Tippett helped us put together a list of the simplest steps that a network manager can take to eliminate the majority of security breaches. Not to follow the items on this list would be, quite simply, stupid.

1. Not changing the default passwords on all network devices.

Tippett says it's "unbelievable" how often corporations have a server, switch, router or network appliance with the default password -- usually "password" or "admin" -- still enabled. Most CIOs think this problem could never happen to them, but Tippett sees it every day.

To avoid this problem, you need to run a vulnerability scanner against every device on your network with an IP address, not just the critical or Internet-facing systems, Tippett says. Then you need to change the default passwords that you find to something else. More than half of all the records that were compromised last year were the result of using a default password on a network device, according to the Verizon Business study.

2. Sharing a password across multiple network devices.

IT departments often use the same password across multiple servers, and several people know the password.

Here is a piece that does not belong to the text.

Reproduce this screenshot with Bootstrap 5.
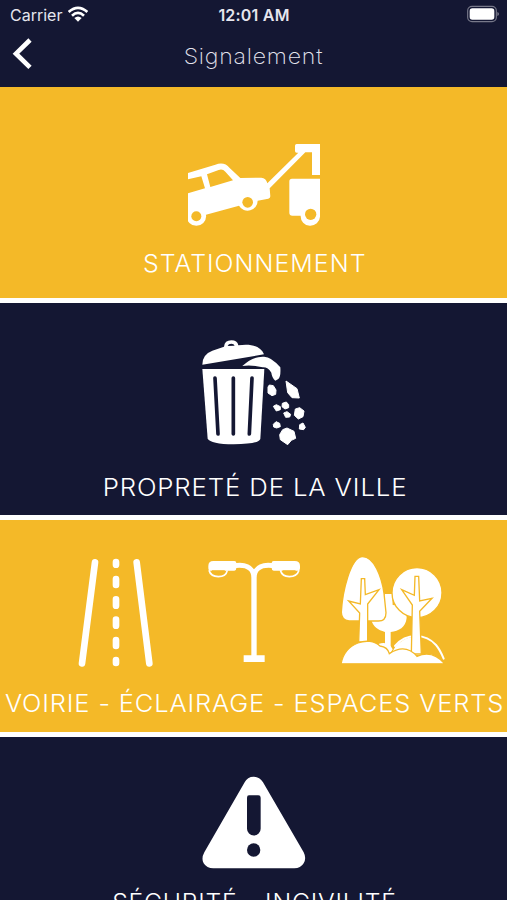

It might be a good password -- a complicated string of numbers and letters -- but once it's shared among several systems, these systems are all at risk.

For example, one of the people who knows the password could switch companies and reuse the password at his new company. Or an outsourcer who handles a non-critical system such as a data center cooling system could use the same password on all of the systems it operates for all of its customers. In either case, if the password is discovered by a hacker, the hacker can get into many servers and wreak more damage.